◆ **PROMPT**
Lines that contain the string "this" are to be copied; leave out all others.

---------- DATA SECTION

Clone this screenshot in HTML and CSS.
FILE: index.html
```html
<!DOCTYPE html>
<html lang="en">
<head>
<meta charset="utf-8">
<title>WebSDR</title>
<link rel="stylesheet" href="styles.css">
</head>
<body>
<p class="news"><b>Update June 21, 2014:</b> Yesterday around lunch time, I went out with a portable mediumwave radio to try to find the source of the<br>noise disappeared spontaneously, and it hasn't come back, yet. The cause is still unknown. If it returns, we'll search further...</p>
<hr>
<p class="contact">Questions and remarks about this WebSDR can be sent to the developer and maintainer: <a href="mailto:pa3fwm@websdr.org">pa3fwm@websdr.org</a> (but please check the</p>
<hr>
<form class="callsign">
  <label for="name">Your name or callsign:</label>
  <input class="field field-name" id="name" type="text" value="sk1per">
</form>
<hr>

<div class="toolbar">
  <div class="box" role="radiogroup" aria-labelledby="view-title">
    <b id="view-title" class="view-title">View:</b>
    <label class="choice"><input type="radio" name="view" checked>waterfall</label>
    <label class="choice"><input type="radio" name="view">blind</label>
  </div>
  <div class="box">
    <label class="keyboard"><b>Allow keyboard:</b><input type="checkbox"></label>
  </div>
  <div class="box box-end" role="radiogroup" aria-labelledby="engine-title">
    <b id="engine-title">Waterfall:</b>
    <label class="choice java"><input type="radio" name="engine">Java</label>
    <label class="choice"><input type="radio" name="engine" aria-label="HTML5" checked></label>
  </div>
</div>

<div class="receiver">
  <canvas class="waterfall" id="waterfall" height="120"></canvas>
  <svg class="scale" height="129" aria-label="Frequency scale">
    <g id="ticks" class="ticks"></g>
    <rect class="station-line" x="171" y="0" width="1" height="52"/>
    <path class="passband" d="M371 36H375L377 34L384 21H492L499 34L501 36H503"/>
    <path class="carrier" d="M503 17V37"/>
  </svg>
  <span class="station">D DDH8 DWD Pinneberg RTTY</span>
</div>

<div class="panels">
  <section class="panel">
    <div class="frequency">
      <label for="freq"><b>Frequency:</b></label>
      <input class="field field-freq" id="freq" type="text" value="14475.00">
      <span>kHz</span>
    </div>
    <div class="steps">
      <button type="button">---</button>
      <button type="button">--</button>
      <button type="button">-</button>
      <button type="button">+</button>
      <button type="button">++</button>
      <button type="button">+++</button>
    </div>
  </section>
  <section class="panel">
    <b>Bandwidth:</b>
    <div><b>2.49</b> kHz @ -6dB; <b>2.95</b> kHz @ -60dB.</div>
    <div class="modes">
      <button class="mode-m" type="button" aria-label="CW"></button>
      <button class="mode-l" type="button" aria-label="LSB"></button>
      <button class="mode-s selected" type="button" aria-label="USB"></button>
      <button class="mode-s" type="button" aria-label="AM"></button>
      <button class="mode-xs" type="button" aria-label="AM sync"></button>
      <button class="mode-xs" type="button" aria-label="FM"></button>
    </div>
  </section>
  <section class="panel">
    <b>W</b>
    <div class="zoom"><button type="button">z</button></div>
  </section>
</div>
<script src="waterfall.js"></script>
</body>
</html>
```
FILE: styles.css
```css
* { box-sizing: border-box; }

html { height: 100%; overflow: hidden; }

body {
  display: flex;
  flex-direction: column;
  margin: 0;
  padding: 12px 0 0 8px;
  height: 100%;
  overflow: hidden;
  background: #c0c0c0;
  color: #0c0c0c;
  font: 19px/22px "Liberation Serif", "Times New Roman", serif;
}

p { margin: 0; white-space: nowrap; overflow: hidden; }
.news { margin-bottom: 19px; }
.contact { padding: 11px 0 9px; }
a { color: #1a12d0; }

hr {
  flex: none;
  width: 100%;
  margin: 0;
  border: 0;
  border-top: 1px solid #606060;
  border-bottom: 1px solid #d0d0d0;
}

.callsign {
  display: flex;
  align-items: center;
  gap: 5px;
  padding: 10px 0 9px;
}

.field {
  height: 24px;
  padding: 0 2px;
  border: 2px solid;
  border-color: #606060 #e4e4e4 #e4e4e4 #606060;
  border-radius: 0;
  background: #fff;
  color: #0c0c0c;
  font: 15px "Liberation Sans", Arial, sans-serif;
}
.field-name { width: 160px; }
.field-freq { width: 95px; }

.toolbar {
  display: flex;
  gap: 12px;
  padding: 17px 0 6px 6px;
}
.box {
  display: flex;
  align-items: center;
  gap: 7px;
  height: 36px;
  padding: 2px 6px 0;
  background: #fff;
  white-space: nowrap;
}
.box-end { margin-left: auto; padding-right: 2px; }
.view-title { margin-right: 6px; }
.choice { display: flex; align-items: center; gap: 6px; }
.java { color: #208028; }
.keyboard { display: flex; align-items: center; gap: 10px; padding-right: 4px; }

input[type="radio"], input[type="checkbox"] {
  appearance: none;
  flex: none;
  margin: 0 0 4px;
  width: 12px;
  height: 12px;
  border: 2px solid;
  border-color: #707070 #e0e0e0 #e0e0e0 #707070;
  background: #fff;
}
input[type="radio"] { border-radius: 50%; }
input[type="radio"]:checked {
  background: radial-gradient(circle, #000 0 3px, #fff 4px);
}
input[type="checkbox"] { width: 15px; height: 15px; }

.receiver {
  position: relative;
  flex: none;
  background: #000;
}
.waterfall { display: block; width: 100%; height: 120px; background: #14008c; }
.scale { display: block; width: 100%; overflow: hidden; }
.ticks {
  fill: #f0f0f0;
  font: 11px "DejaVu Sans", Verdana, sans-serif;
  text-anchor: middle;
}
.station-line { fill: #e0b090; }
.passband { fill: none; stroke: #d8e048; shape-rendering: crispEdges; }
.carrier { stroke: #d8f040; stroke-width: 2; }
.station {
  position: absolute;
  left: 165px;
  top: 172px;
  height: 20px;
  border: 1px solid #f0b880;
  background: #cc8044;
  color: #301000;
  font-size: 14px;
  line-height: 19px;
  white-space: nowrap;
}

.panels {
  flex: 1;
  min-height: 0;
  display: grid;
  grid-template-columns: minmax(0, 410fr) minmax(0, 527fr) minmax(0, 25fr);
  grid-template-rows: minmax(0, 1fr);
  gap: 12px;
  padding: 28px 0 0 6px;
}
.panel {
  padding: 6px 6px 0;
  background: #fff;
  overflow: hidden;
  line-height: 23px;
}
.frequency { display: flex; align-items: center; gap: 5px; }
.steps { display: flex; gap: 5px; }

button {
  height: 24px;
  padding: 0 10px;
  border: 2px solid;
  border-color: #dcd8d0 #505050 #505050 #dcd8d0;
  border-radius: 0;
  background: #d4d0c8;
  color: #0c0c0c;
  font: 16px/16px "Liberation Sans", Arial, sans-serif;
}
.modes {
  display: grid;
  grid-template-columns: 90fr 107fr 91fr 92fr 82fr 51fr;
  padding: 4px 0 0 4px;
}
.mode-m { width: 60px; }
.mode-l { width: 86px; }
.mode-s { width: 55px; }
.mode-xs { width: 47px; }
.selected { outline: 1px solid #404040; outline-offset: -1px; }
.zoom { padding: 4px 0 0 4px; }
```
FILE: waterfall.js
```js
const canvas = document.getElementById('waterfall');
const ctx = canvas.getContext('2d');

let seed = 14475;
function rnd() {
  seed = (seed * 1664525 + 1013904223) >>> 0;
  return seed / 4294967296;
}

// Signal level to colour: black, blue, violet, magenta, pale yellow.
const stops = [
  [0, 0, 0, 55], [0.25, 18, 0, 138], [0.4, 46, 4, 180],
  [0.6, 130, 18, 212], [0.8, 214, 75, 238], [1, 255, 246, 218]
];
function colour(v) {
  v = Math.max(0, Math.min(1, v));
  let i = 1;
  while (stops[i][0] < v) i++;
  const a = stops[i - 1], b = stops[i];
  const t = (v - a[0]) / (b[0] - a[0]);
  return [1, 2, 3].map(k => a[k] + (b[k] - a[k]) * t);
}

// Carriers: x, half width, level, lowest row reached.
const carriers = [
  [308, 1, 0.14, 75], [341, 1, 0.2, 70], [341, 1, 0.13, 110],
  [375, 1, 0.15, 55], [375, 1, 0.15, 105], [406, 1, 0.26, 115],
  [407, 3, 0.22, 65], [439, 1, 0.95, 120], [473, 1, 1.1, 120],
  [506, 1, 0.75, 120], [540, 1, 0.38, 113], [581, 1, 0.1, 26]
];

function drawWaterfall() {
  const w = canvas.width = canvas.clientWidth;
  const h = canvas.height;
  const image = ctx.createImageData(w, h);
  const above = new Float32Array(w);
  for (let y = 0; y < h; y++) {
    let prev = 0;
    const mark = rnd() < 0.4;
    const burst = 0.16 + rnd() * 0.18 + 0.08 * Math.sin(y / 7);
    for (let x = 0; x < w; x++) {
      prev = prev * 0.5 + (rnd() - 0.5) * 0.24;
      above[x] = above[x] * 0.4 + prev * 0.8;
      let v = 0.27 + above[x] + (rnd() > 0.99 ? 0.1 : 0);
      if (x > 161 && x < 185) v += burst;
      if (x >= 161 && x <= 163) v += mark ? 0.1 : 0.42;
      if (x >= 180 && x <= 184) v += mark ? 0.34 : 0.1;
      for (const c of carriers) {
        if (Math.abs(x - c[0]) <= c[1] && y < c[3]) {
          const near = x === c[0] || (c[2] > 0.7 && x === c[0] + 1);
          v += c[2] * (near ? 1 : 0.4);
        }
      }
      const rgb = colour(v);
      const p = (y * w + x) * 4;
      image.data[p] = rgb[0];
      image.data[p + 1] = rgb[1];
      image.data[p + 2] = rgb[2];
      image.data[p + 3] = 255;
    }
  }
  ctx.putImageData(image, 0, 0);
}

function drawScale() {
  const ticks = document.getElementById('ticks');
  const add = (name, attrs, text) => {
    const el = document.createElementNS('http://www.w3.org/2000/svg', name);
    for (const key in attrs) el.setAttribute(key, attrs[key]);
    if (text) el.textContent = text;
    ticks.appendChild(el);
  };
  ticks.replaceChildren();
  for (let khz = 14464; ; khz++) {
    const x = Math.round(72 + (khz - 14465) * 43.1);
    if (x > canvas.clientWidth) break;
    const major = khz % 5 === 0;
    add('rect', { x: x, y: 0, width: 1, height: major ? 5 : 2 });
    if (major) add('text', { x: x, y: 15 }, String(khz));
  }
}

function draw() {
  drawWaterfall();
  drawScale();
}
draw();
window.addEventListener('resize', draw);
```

--------------------

◆ **FULL SOLUTION**
Clone this screenshot in HTML and CSS.
<p class="contact">Questions and remarks about this WebSDR can be sent to the developer and maintainer: <a href="mailto:pa3fwm@websdr.org">pa3fwm@websdr.org</a> (but please check the</p>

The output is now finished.